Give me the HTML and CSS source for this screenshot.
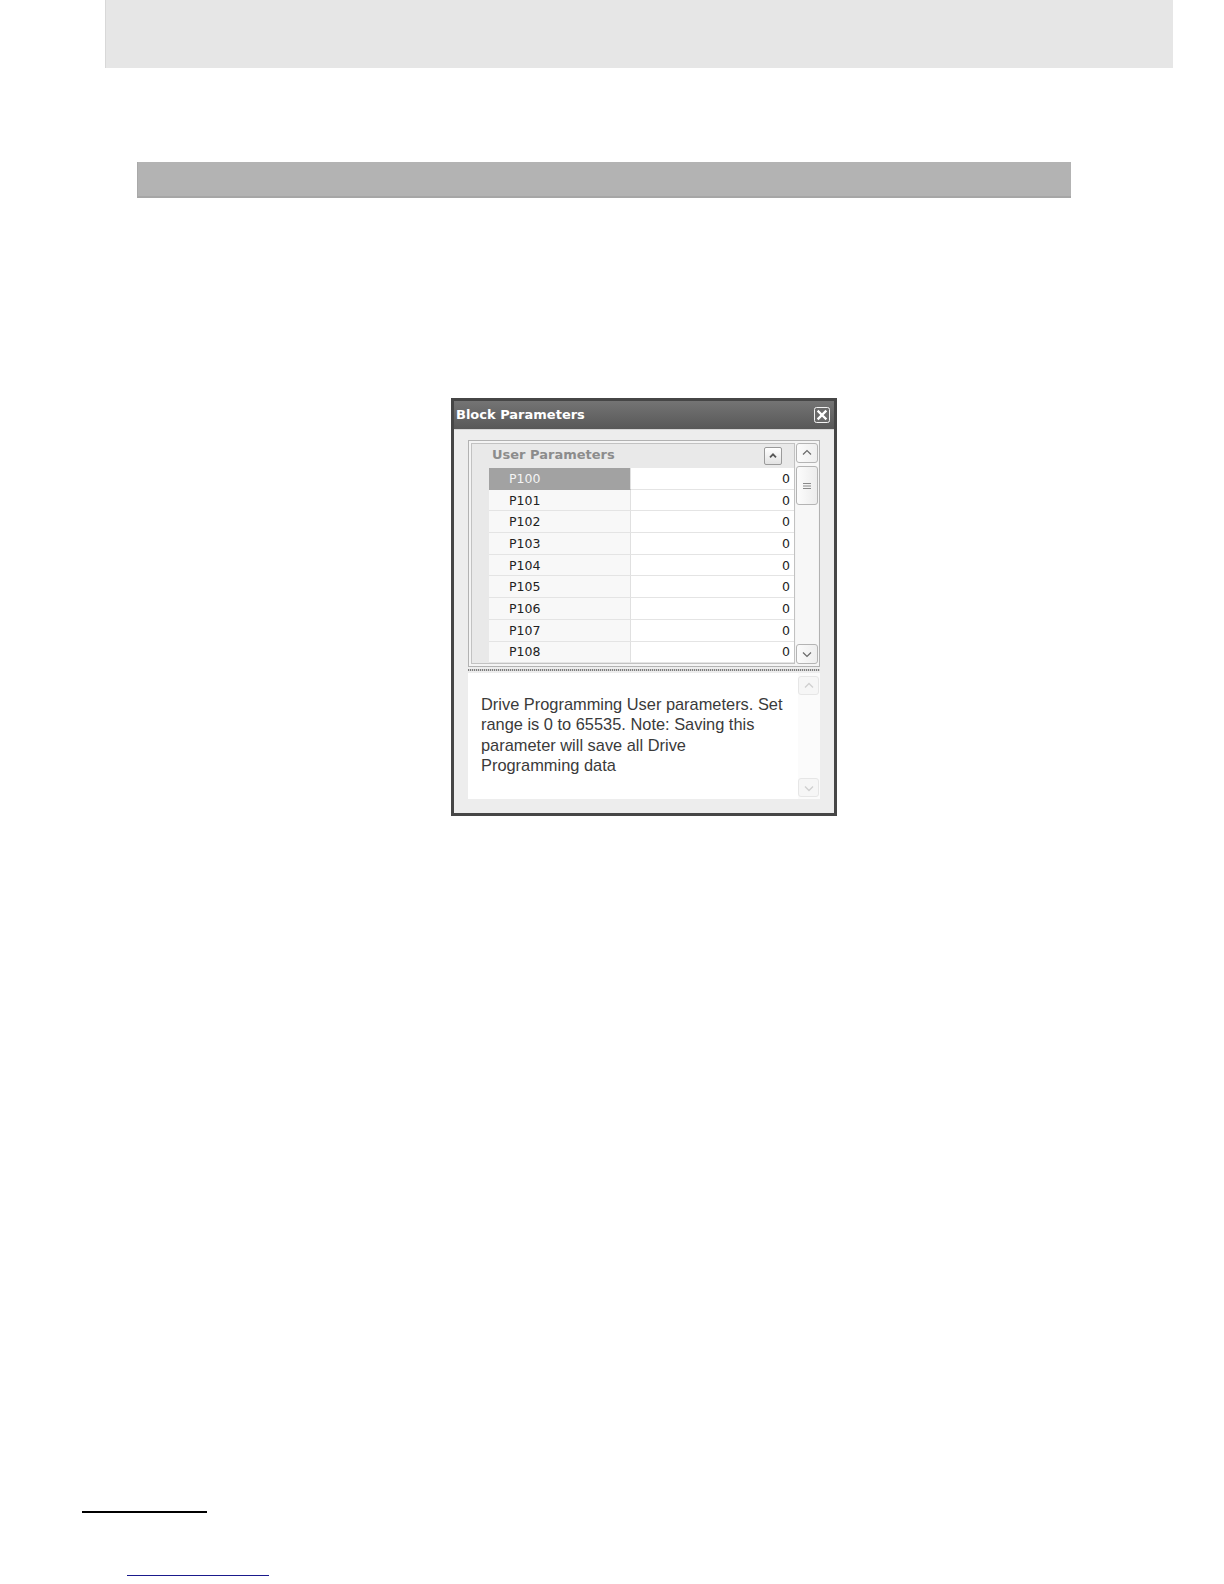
FILE: index.html
```html
<!DOCTYPE html>
<html>
<head>
<meta charset="utf-8">
<title>Block Parameters</title>
<link rel="stylesheet" href="styles.css">
</head>
<body>
<div class="page">
  <div class="top-band"></div>
  <div class="section-bar"></div>

  <div class="dialog">
    <div class="titlebar">
      <span class="title">Block Parameters</span>
      <span class="close">
        <svg width="16" height="16" viewBox="0 0 16 16">
          <rect x="0.5" y="0.5" width="15" height="15" rx="2" fill="#6a6a6a" stroke="#f2f2f2"/>
          <path d="M4.5 4.5 L11.5 11.5 M11.5 4.5 L4.5 11.5" stroke="#ffffff" stroke-width="2.4" stroke-linecap="square"/>
        </svg>
      </span>
    </div>
    <div class="client">
      <div class="grid-panel">
        <div class="grid-frame">
          <div class="category">
            <span class="cat-margin"></span>
            <span class="cat-label">User Parameters</span>
            <span class="collapse-btn">
              <svg width="16" height="16" viewBox="0 0 16 16"><path d="M5 9.3 L8 6.3 L11 9.3" fill="none" stroke="#555" stroke-width="1.8"/></svg>
            </span>
          </div>
          <div class="rows">
            <div class="row selected"><span class="margin"></span><span class="name">P100</span><span class="value">0</span></div>
            <div class="row"><span class="margin"></span><span class="name">P101</span><span class="value">0</span></div>
            <div class="row"><span class="margin"></span><span class="name">P102</span><span class="value">0</span></div>
            <div class="row"><span class="margin"></span><span class="name">P103</span><span class="value">0</span></div>
            <div class="row"><span class="margin"></span><span class="name">P104</span><span class="value">0</span></div>
            <div class="row"><span class="margin"></span><span class="name">P105</span><span class="value">0</span></div>
            <div class="row"><span class="margin"></span><span class="name">P106</span><span class="value">0</span></div>
            <div class="row"><span class="margin"></span><span class="name">P107</span><span class="value">0</span></div>
            <div class="row"><span class="margin"></span><span class="name">P108</span><span class="value">0</span></div>
          </div>
        </div>
        <div class="vscroll">
          <div class="sb-btn">
            <svg width="20" height="18" viewBox="0 0 20 18"><path d="M6 10.5 L10 6.5 L14 10.5" fill="none" stroke="#6a6a6a" stroke-width="1.2"/></svg>
          </div>
          <div class="sb-thumb">
            <svg width="10" height="8" viewBox="0 0 10 8"><path d="M1 1.5 H9 M1 4 H9 M1 6.5 H9" stroke="#8a8a8a" stroke-width="1"/></svg>
          </div>
          <div class="sb-track"></div>
          <div class="sb-btn">
            <svg width="20" height="18" viewBox="0 0 20 18"><path d="M6 7.5 L10 11.5 L14 7.5" fill="none" stroke="#6a6a6a" stroke-width="1.2"/></svg>
          </div>
        </div>
      </div>

      <div class="splitter"></div>

      <div class="desc">
        <div class="desc-text">Drive Programming User parameters. Set<br>range is 0 to 65535. Note: Saving this<br>parameter will save all Drive<br>Programming data</div>
        <div class="vscroll disabled">
          <div class="sb-btn">
            <svg width="18" height="18" viewBox="0 0 18 18"><path d="M5 10.5 L9 6.5 L13 10.5" fill="none" stroke="#d0d0d0" stroke-width="1.4"/></svg>
          </div>
          <div class="sb-track"></div>
          <div class="sb-btn">
            <svg width="18" height="18" viewBox="0 0 18 18"><path d="M5 7.5 L9 11.5 L13 7.5" fill="none" stroke="#d0d0d0" stroke-width="1.4"/></svg>
          </div>
        </div>
      </div>
    </div>
  </div>

  <div class="footer-rule"></div>
  <div class="footer-link"></div>
</div>
</body>
</html>
```

FILE: styles.css
```css
html, body {
  margin: 0;
  padding: 0;
  background: #ffffff;
}

.page {
  width: 1224px;
  height: 1584px;
  overflow: hidden;
  font-family: "DejaVu Sans", sans-serif;
}

.top-band {
  margin-left: 105px;
  width: 1068px;
  height: 68px;
  background: #e6e6e6;
  border-left: 1px solid #d8d8d8;
  box-sizing: border-box;
}

.section-bar {
  margin-top: 94px;
  margin-left: 137px;
  width: 934px;
  height: 36px;
  background: #b3b3b3;
  border-left: 1px solid #a9a9a9;
  border-bottom: 2px solid #a6a6a6;
  box-sizing: border-box;
}

/* ---------- dialog ---------- */
.dialog {
  margin-top: 200px;
  margin-left: 451px;
  width: 386px;
  height: 418px;
  box-sizing: border-box;
  border: 3px solid #464646;
  background: #ededed;
  display: flex;
  flex-direction: column;
}

.titlebar {
  height: 28px;
  flex: none;
  display: flex;
  align-items: center;
  justify-content: space-between;
  padding: 0 4px 0 2px;
  background: linear-gradient(#747474, #585858);
}

.title {
  color: #ffffff;
  font-weight: bold;
  font-size: 13px;
  padding-bottom: 1px;
}

.close {
  display: flex;
  width: 16px;
  height: 16px;
}

.client {
  flex: 1;
  padding: 10px 14px 15px 14px;
  display: flex;
  flex-direction: column;
  border-top: 1px solid #d6d6d6;
}

/* ---------- property grid ---------- */
.grid-panel {
  height: 227px;
  flex: none;
  box-sizing: border-box;
  border: 1px solid #b2b2b2;
  padding: 2px 1px 2px 2px;
  display: flex;
  gap: 1px;
  background: #f4f4f4;
}

.grid-frame {
  flex: 1;
  border: 1px solid #c2c2c2;
  background: #ffffff;
  display: flex;
  flex-direction: column;
  overflow: hidden;
}

.category {
  height: 24px;
  flex: none;
  display: flex;
  align-items: center;
  background: #e9e9e9;
}

.cat-margin {
  width: 17px;
  flex: none;
}

.cat-label {
  flex: 1;
  padding-left: 3px;
  padding-bottom: 4px;
  color: #8c8c8c;
  font-weight: bold;
  font-size: 13px;
}

.collapse-btn {
  width: 16px;
  height: 16px;
  margin-right: 12px;
  border: 1px solid #9a9a9a;
  border-radius: 2px;
  background: linear-gradient(#ffffff, #e2e2e2);
  display: flex;
}

.rows {
  flex: 1;
  display: flex;
  flex-direction: column;
}

.row {
  height: 21.7px;
  flex: none;
  display: flex;
  font-size: 12.5px;
  color: #222222;
}

.row .margin {
  width: 17px;
  flex: none;
  background: #e9e9e9;
}

.row .name {
  width: 142px;
  flex: none;
  box-sizing: border-box;
  padding-left: 20px;
  display: flex;
  align-items: center;
  background: #f8f8f8;
  border-bottom: 1px solid #e4e4e4;
  border-right: 1px solid #e0e0e0;
}

.row .value {
  flex: 1;
  box-sizing: border-box;
  padding-right: 4px;
  display: flex;
  align-items: center;
  justify-content: flex-end;
  background: #ffffff;
  border-bottom: 1px solid #e4e4e4;
}

.row.selected .name {
  background: #a2a2a2;
  color: #f4f4f4;
  border-bottom-color: #a2a2a2;
}

/* ---------- scrollbars ---------- */
.vscroll {
  width: 22px;
  flex: none;
  display: flex;
  flex-direction: column;
  background: #f7f7f7;
}

.sb-btn {
  height: 20px;
  flex: none;
  box-sizing: border-box;
  border: 1px solid #b4b4b4;
  border-radius: 3px;
  background: linear-gradient(90deg, #fbfbfb, #eeeeee);
  display: flex;
  align-items: center;
  justify-content: center;
}

.sb-thumb {
  height: 39px;
  flex: none;
  margin-top: 3px;
  box-sizing: border-box;
  border: 1px solid #b4b4b4;
  border-radius: 3px;
  background: linear-gradient(90deg, #fcfcfc, #ececec);
  display: flex;
  align-items: center;
  justify-content: center;
}

.sb-track {
  flex: 1;
}

.vscroll.disabled {
  width: 21px;
  padding: 3px 1px 2px 0;
  background: #fbfbfb;
}

.vscroll.disabled .sb-btn {
  height: 19px;
  border-color: #e6e6e6;
  background: #f6f6f6;
}

/* ---------- splitter ---------- */
.splitter {
  height: 6px;
  flex: none;
  box-sizing: border-box;
  border-top: 2px solid #ededed;
  border-bottom: 2px solid #ededed;
  background: repeating-linear-gradient(90deg, #7e7e7e 0 1px, #d4d4d4 1px 2px);
}

/* ---------- description ---------- */
.desc {
  height: 126px;
  flex: none;
  display: flex;
  background: #ffffff;
}

.desc-text {
  flex: 1;
  padding: 21px 4px 0 13px;
  font-family: "Liberation Sans", Arial, sans-serif;
  font-size: 16.4px;
  line-height: 20.3px;
  color: #3a3a3a;
  white-space: nowrap;
}

/* ---------- footer ---------- */
.footer-rule {
  margin-top: 695px;
  margin-left: 82px;
  width: 125px;
  height: 2px;
  background: #000000;
}

.footer-link {
  margin-top: 62px;
  margin-left: 127px;
  width: 142px;
  height: 1px;
  background: #1a1a8c;
}
```
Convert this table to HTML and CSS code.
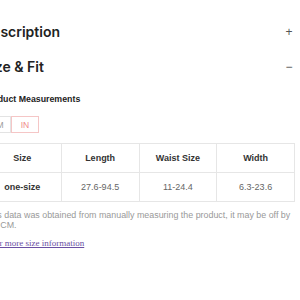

### Your goal
Select from the material above each line in which the string "this" appears, and list those lines.

### Exercise answer
Give me the HTML and CSS source for this screenshot.
        <div class="desc-text">Drive Programming User parameters. Set<br>range is 0 to 65535. Note: Saving this<br>parameter will save all Drive<br>Programming data</div>
Convert this table to HTML and CSS code.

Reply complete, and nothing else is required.